Why Julianne Moore’s Age Helped Her Land Lead in Lesbian Drama ‘Freeheld’

“Not only was she the right age, she is one of the best actresses of her generation,” director Peter Sollett tells TheWrap of his Oscar-winning star

In a reversal from what many mid-career actresses experience, Julianne Moore landed the lead in the new movie “Freeheld” not despite her age but because of it.

Director Peter Sollett said he was looking for a middle-aged actress to play opposite Ellen Page, 28, in the fact-based film about a lesbian New Jersey couple, Laurel Hester and Stacie Andree, who were at the center of a landmark 2005 LGBT rights case.

And at 49, Moore was the perfect choice to play Hester, a police officer in Ocean City N.J., who received a terminal lung cancer diagnosis and then struggled to pass her pension benefits to Andree. “Julianne and Ellen are [almost] exactly the same age apart as Laurel and Stacie,” he told TheWrap. “Not only was she the right age, she is one of the best actresses of her generation.”

Page and Sollett set out to cast Moore in the role long before the actress won her Oscar for “Still Alice.” And Sollett never once regretted his decision to do so.

“She brings Laurel to life from the inside, and never does she ask the audience to pity her,” the director said of Moore. “She is wise enough and savvy enough to let the context of the film do the heavy lifting for her.”

“Freeheld,” which opened Friday in limited release just four months after the Supreme Court declared gay marriage legal, is based on an Oscar-winning documentary short of the same name by Cynthia Wade.

“The beauty of working from a piece of nonfiction is that truth is more interesting than fiction,” Sollett said. “There are amazing coincidences and turns and twists and characters that appear and vanish in a way that they do in real life.”

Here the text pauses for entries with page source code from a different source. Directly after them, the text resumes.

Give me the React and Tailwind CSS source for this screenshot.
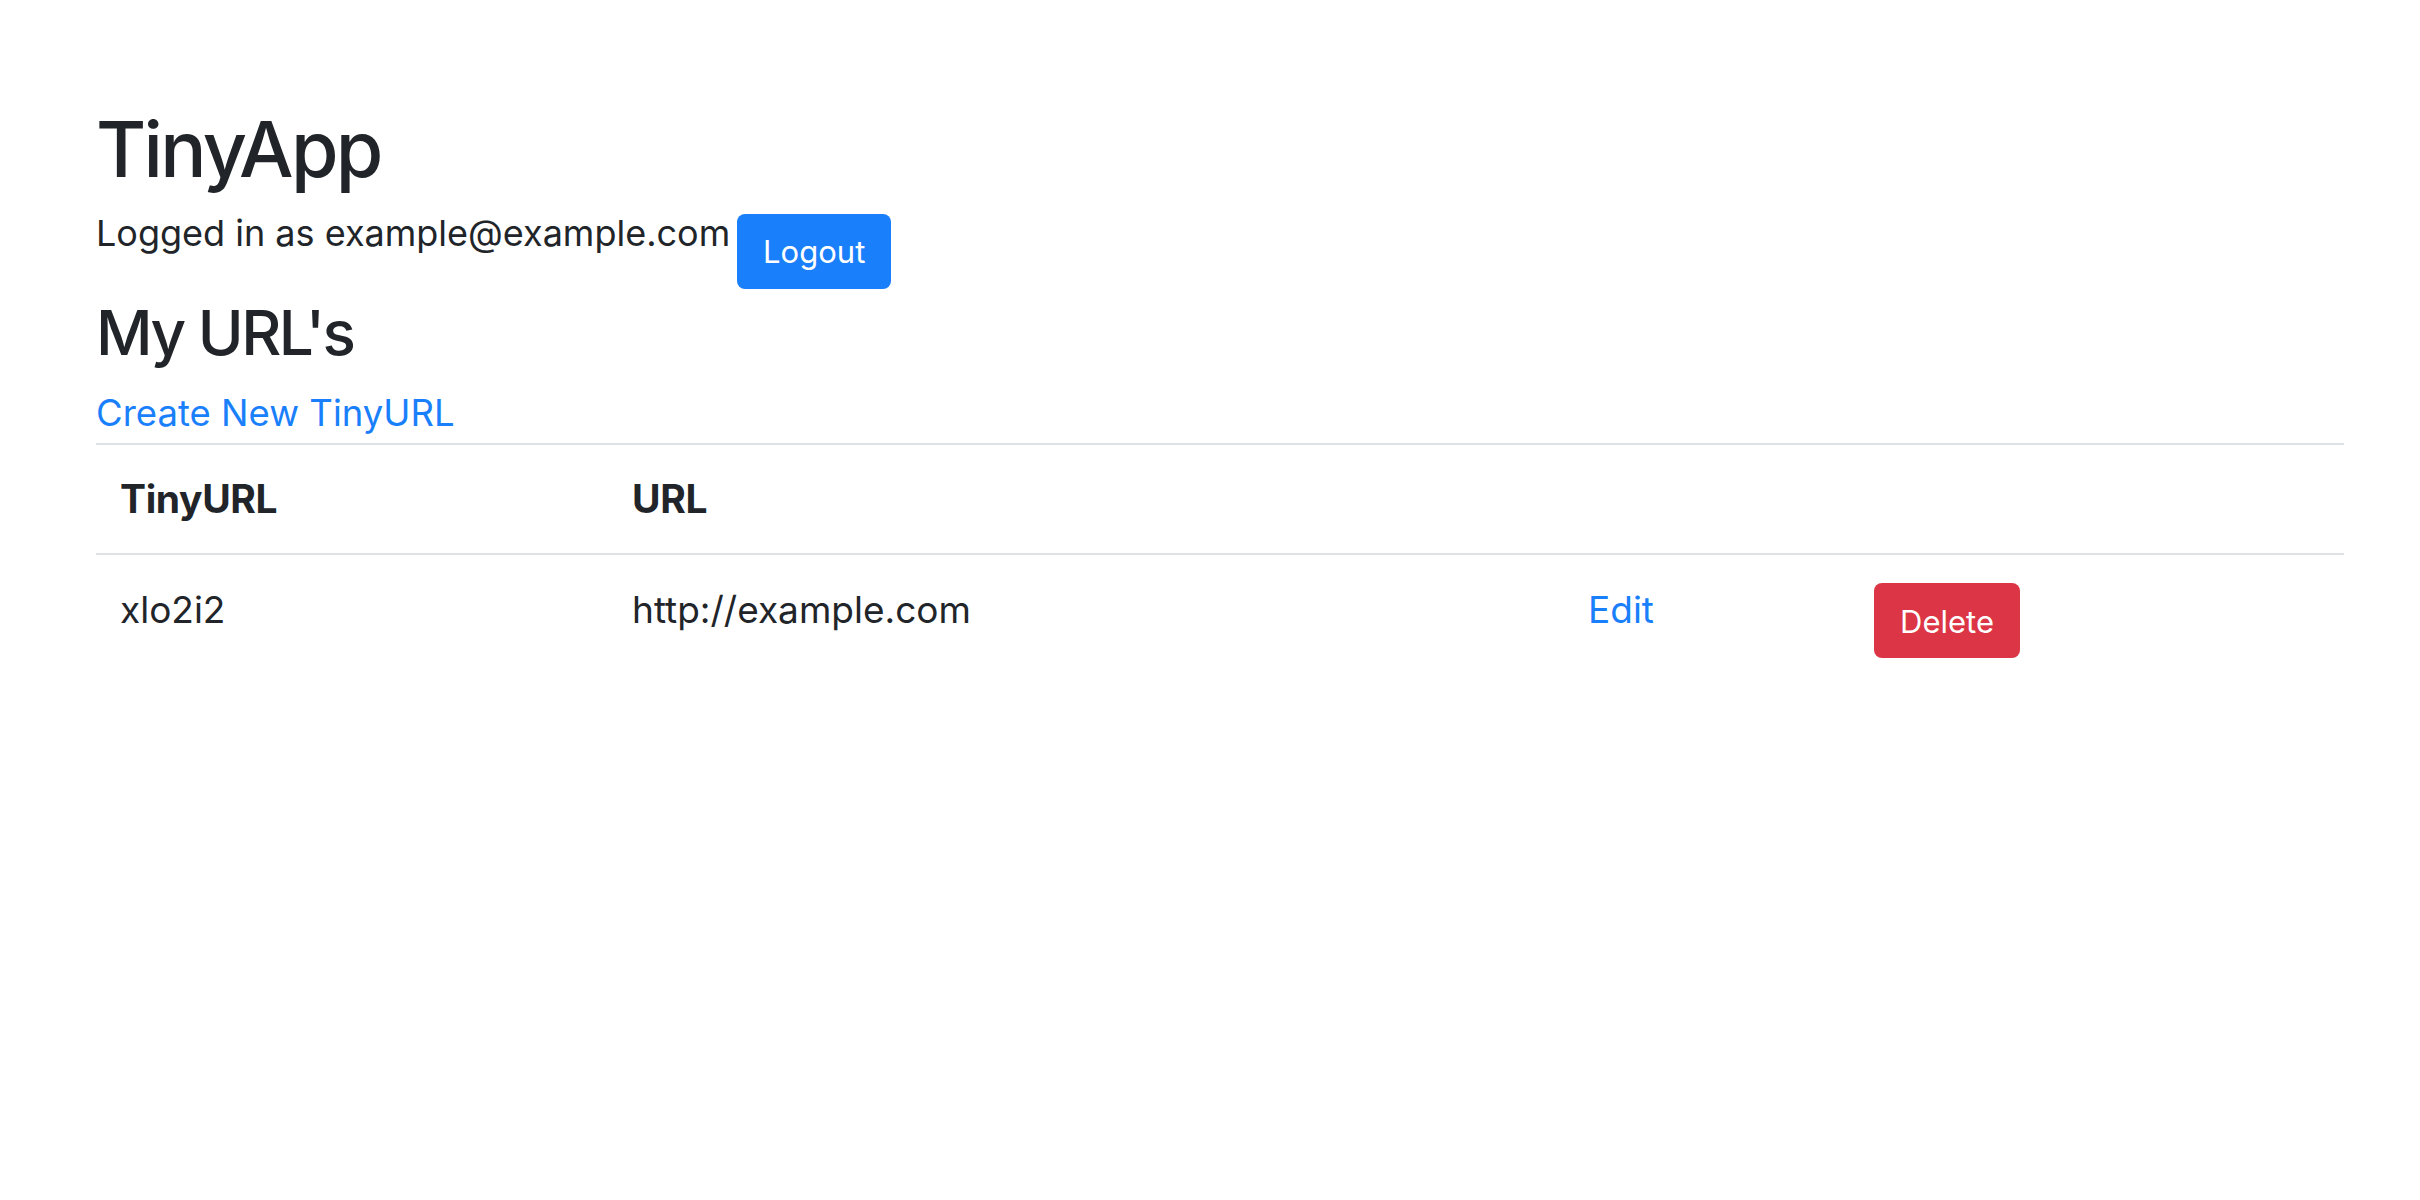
const urls = [{ id: 'xlo2i2', long: 'http://example.com' }];

const App = () => {
  return (
    <div className="min-h-screen bg-white text-[#212529]" style={{ fontFamily: 'Inter, "Noto Sans", sans-serif' }}>
      <div className="pl-[96px] pr-[76px] pt-[101px]">
        <h1 className="text-[77px] leading-[96px] font-medium tracking-[-0.035em] mb-[15px]">TinyApp</h1>

        <div className="flex items-start">
          <span className="text-[36px] leading-[43px]">Logged in as example@example.com</span>
          <button className="mt-[2px] ml-[7px] h-[75px] w-[154px] pt-[2px] rounded-[8px] bg-[#1a7ffb] text-white text-[31px] flex items-center justify-center">
            Logout
          </button>
        </div>

        <h2 className="mt-[5px] mb-[15px] text-[62px] leading-[77px] font-medium tracking-[-0.04em]">My URL's</h2>

        <a href="#" className="block mt-[1px] text-[36.5px] leading-[54px] text-[#1a7ffb]">Create New TinyURL</a>

        <table className="mt-[3px] w-[2248px] table-fixed border-collapse">
          <colgroup>
            <col className="w-[512px]" />
            <col className="w-[956px]" />
            <col className="w-[286px]" />
            <col className="w-[494px]" />
          </colgroup>
          <thead>
            <tr className="border-t-2 border-b-2 border-[#dee2e6]">
              <th className="p-[24px] text-left text-[39px] leading-[60px] font-bold tracking-[-0.01em]">TinyURL</th>
              <th className="p-[24px] text-left text-[39px] leading-[60px] font-bold tracking-[-0.01em]">URL</th>
              <th className="p-[24px]"></th>
              <th className="p-[24px]"></th>
            </tr>
          </thead>
          <tbody>
            {urls.map(u => (
              <tr key={u.id}>
                <td className="px-[24px] pt-[28px] pb-[24px] align-top text-[37px] leading-[54px]">{u.id}</td>
                <td className="px-[24px] pt-[28px] pb-[24px] align-top text-[37px] leading-[54px]">{u.long}</td>
                <td className="px-[24px] pt-[28px] pb-[24px] align-top text-[37px] leading-[54px]">
                  <a href="#" className="text-[#1a7ffb]">Edit</a>
                </td>
                <td className="px-[24px] pt-[28px] pb-[24px] align-top">
                  <button className="h-[75px] w-[146px] pt-[3px] rounded-[8px] bg-[#dc3545] text-white text-[31px] flex items-center justify-center">
                    Delete
                  </button>
                </td>
              </tr>
            ))}
          </tbody>
        </table>
      </div>
    </div>
  );
};

export default App;
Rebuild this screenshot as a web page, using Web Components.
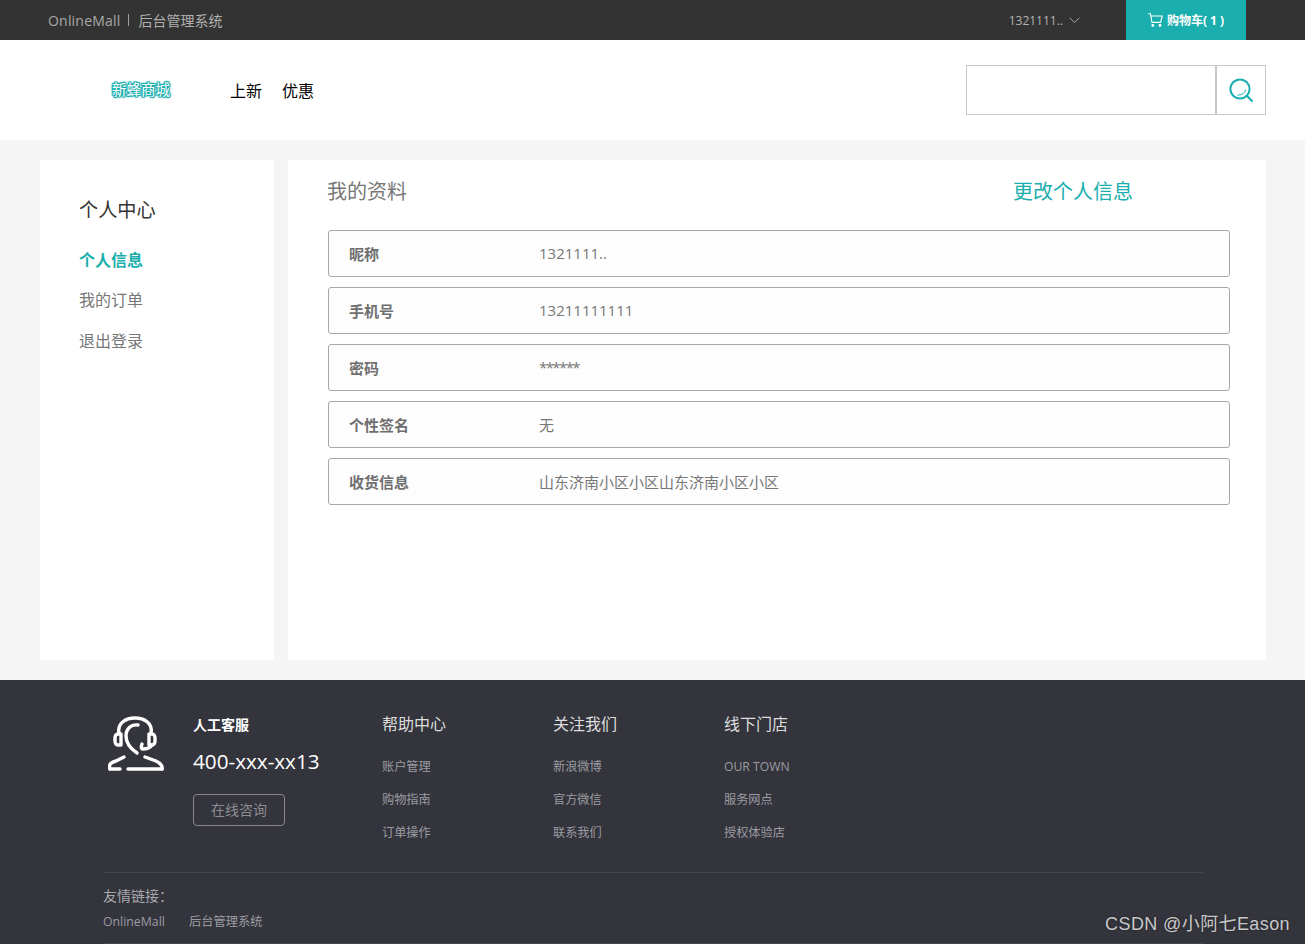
<!DOCTYPE html>
<html lang="zh">
<head>
<meta charset="utf-8">
<title>OnlineMall</title>
<style>
html, body {
  margin: 0;
  padding: 0;
  background: #f5f5f5;
  font-family: "Open Sans", "Noto Sans CJK SC", sans-serif;
}
</style>
</head>
<body>
<mall-topbar></mall-topbar>
<mall-header></mall-header>
<mall-content>
  <mall-sidebar></mall-sidebar>
  <mall-profile>
    <mall-row label="昵称">1321111..</mall-row>
    <mall-row label="手机号">13211111111</mall-row>
    <mall-row label="密码"><span style="letter-spacing:-1.6px">******</span></mall-row>
    <mall-row label="个性签名">无</mall-row>
    <mall-row label="收货信息">山东济南小区小区山东济南小区小区</mall-row>
  </mall-profile>
</mall-content>
<mall-footer>
  <mall-footcol title="帮助中心"><span>账户管理</span><span>购物指南</span><span>订单操作</span></mall-footcol>
  <mall-footcol title="关注我们"><span>新浪微博</span><span>官方微信</span><span>联系我们</span></mall-footcol>
  <mall-footcol title="线下门店"><span>OUR TOWN</span><span>服务网点</span><span>授权体验店</span></mall-footcol>
</mall-footer>
<script>
function shadow(el, html) {
  el.attachShadow({ mode: 'open' });
  el.shadowRoot.innerHTML = html;
}

customElements.define('mall-topbar', class extends HTMLElement {
  constructor() {
    super();
    shadow(this, `
<style>
:host { display: flex; height: 40px; background: #333; padding: 0 59px 0 48px; align-items: center; color: #b0b0b0; font-size: 14px; }
.brand { color: #a9a9a9; letter-spacing: .2px; }
.sep { width: 1px; height: 12px; background: #a0a0a0; margin: 0 9px 0 8px; }
.user { margin-left: auto; font-size: 12px; display: flex; align-items: center; gap: 6px; margin-right: 46px; color: #b4b4b4; }
.cart { width: 120px; height: 40px; background: #1baeae; color: #fff; font-size: 12px; font-weight: 700; display: flex; align-items: center; justify-content: center; gap: 4px; }
svg { display: block; }
</style>
<span class="brand">OnlineMall</span><span class="sep"></span><span>后台管理系统</span>
<span class="user">1321111..
  <svg width="11" height="7" viewBox="0 0 11 7" fill="none" stroke="#a8a8a8" stroke-width="1"><path d="M.7.8 5.5 5.6 10.3.8"/></svg>
</span>
<span class="cart">
  <svg width="15" height="14" viewBox="0 0 15 14" fill="none" stroke="#fff" stroke-width="1.1"><path d="M.2.7H2.4L4 9.4H12.6L14.2 3H2.9"/><circle cx="4.8" cy="12.4" r=".9" fill="#fff"/><circle cx="12" cy="12.4" r=".9" fill="#fff"/></svg>
  <span>购物车( 1 )</span>
</span>`);
  }
});

customElements.define('mall-header', class extends HTMLElement {
  constructor() {
    super();
    shadow(this, `
<style>
:host { display: flex; height: 100px; background: #fff; align-items: center; padding: 0 39px 0 112px; }
.logo { width: 118px; font-size: 14.5px; color: #fff; margin-top: -4px; text-shadow: 1px 0 0 #1baeae, -1px 0 0 #1baeae, 0 1px 0 #1baeae, 0 -1px 0 #1baeae, 1px 1px 1px #1baeae, -1px -1px 1px #1baeae, 1px -1px 1px #1baeae, -1px 1px 1px #1baeae, 0 0 3px #1baeae; }
nav { display: flex; gap: 20px; font-size: 16px; color: #000; }
.search { margin-left: auto; display: flex; height: 50px; }
.input { width: 248px; border: 1px solid #c8c8c8; background: #fff; }
.btn { width: 48px; border: 1px solid #c8c8c8; display: flex; align-items: center; justify-content: center; }
</style>
<span class="logo">新蜂商城</span>
<nav><span>上新</span><span>优惠</span></nav>
<div class="search">
  <div class="input"></div>
  <div class="btn">
    <svg width="24" height="25" viewBox="0 0 24 25" fill="none" stroke="#1baeae" stroke-width="2"><circle cx="11" cy="11" r="9.6"/><path d="M17.8 17.8 23 23" stroke-linecap="round"/><path d="M16.5 11.5Q16 16.8 8.5 17.2" stroke-width="1"/></svg>
  </div>
</div>`);
  }
});

customElements.define('mall-content', class extends HTMLElement {
  constructor() {
    super();
    shadow(this, `
<style>
:host { display: flex; gap: 14px; padding: 20px 39px 20px 40px; height: 500px; background: #f5f5f5; }
</style>
<slot></slot>`);
  }
});

customElements.define('mall-sidebar', class extends HTMLElement {
  constructor() {
    super();
    shadow(this, `
<style>
:host { display: flex; flex-direction: column; width: 195px; padding: 36px 0 0 39px; background: #fff; color: #777; font-size: 16px; }
h2 { margin: 0 0 15.5px; font-size: 19.2px; font-weight: 400; line-height: 28px; color: #333; }
div { height: 40.5px; line-height: 40.5px; }
.on { color: #1baeae; font-weight: 700; }
</style>
<h2>个人中心</h2>
<div class="on">个人信息</div>
<div>我的订单</div>
<div>退出登录</div>`);
  }
});

customElements.define('mall-profile', class extends HTMLElement {
  constructor() {
    super();
    shadow(this, `
<style>
:host { display: block; flex: 1; background: #fff; padding: 15px 36px 0 40px; }
.head { display: flex; height: 30px; align-items: center; margin: 0 0 25px -1px; font-size: 20px; }
.title { color: #777; }
.edit { margin-left: 606px; color: #1baeae; }
.rows { display: flex; flex-direction: column; gap: 10px; }
</style>
<div class="head"><span class="title">我的资料</span><span class="edit">更改个人信息</span></div>
<div class="rows"><slot></slot></div>`);
  }
});

customElements.define('mall-row', class extends HTMLElement {
  constructor() {
    super();
    shadow(this, `
<style>
:host { display: flex; height: 45px; align-items: center; box-sizing: content-box; border: 1px solid #a8a8a8; border-radius: 3px; background: #fdfdfd; padding-left: 20px; font-size: 15px; color: #777; }
b { width: 190px; font-weight: 700; color: #6f6f6f; }
span { margin-top: -1px; }
</style>
<b></b><span><slot></slot></span>`);
    this.shadowRoot.querySelector('b').textContent = this.getAttribute('label');
  }
});

customElements.define('mall-footcol', class extends HTMLElement {
  constructor() {
    super();
    shadow(this, `
<style>
:host { display: block; width: 171px; }
h4 { margin: -1px 0 14px; font-size: 16px; font-weight: 400; line-height: 24px; color: #ddd; }
.list { display: flex; flex-direction: column; font-size: 12.2px; color: #9c9ca2; }
::slotted(span) { height: 33px; line-height: 33px; }
</style>
<h4></h4>
<div class="list"><slot></slot></div>`);
    this.shadowRoot.querySelector('h4').textContent = this.getAttribute('title');
  }
});

customElements.define('mall-footer', class extends HTMLElement {
  constructor() {
    super();
    shadow(this, `
<style>
:host { display: block; position: relative; box-sizing: border-box; height: 264px; background: #33343c; padding: 33px 102px 0 103px; }
.top { display: flex; height: 159px; border-bottom: 1px solid #45464e; }
.icon { width: 90px; }
.icon svg { display: block; margin: 3px 0 0 5px; }
.service { width: 189px; color: #fff; }
.service h4 { margin: 0; font-size: 14px; font-weight: 700; line-height: 24px; }
.tel { font-size: 20.7px; line-height: 28px; margin-top: 10px; }
.ask { box-sizing: border-box; display: flex; width: 92px; height: 32px; margin-top: 19px; padding-bottom: 2px; align-items: center; justify-content: center; border: 1px solid #85858a; border-radius: 4px; color: #8c8c92; font-size: 14px; }
.links { height: 71px; box-sizing: border-box; border-bottom: 1px solid #45464e; color: #a8a8ae; }
.links h5 { margin: 0; padding-top: 13px; font-size: 14px; font-weight: 400; line-height: 20px; }
.links div { display: flex; gap: 24px; font-size: 12.3px; line-height: 20px; margin-top: 6px; color: #9c9ca2; }
.mark { position: absolute; right: 15px; bottom: 9px; font: 18px "Liberation Sans", "Noto Sans CJK SC", sans-serif; letter-spacing: .4px; color: #c8c8ca; text-shadow: 0 0 2px #222; }
</style>
<div class="top">
  <div class="icon">
    <svg width="56" height="55" viewBox="0 0 56 55" fill="none" stroke="#fff" stroke-width="3.4" stroke-linecap="round" stroke-linejoin="round">
      <path d="M11 17C9 7 18 2 27 2S45 7 43 17"/>
      <path d="M10 18H13V29H10C8 29 7 27 7 25V22C7 20 8 18 10 18Z"/>
      <path d="M41 18H44C46 18 47 20 47 22V25C47 27 46 29 44 29H41Z"/>
      <path d="M30 9C23 8 18 13 18 20 18 27 23 33 29 37"/>
      <path d="M34 28C33 31 33 33 35 33 38 33 42 32 44 29"/>
      <path d="M2 53C0 48 4 46 8 45L16 41"/>
      <path d="M2 53H12"/>
      <path d="M20 53H54"/>
      <path d="M37 41 48 45C52 47 55 49 54 53"/>
    </svg>
  </div>
  <div class="service">
    <h4>人工客服</h4>
    <div class="tel">400-xxx-xx13</div>
    <div class="ask">在线咨询</div>
  </div>
  <slot></slot>
</div>
<div class="links">
  <h5>友情链接：</h5>
  <div><span>OnlineMall</span><span>后台管理系统</span></div>
</div>
<div class="mark">CSDN @小阿七Eason</div>`);
  }
});
</script>
</body>
</html>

In order to achieve authenticity, though, Sollett enlisted the advice of Andree and Dane Wells, Hester’s police partner (played by Michael Shannon in the film).

While Sollett said he usually makes a film for the general public, on this particular film his primary audience was Andree. “A film like this, to direct it you have to be as inclusive with the real subject as possible,” said Sollett, adding that he gave cameos in the movie to many of the real-life figures.

“They were all a text message away when they weren’t on set,” he said, “so we could confirm with them about anything, from dialogue to wardrobe to production design.”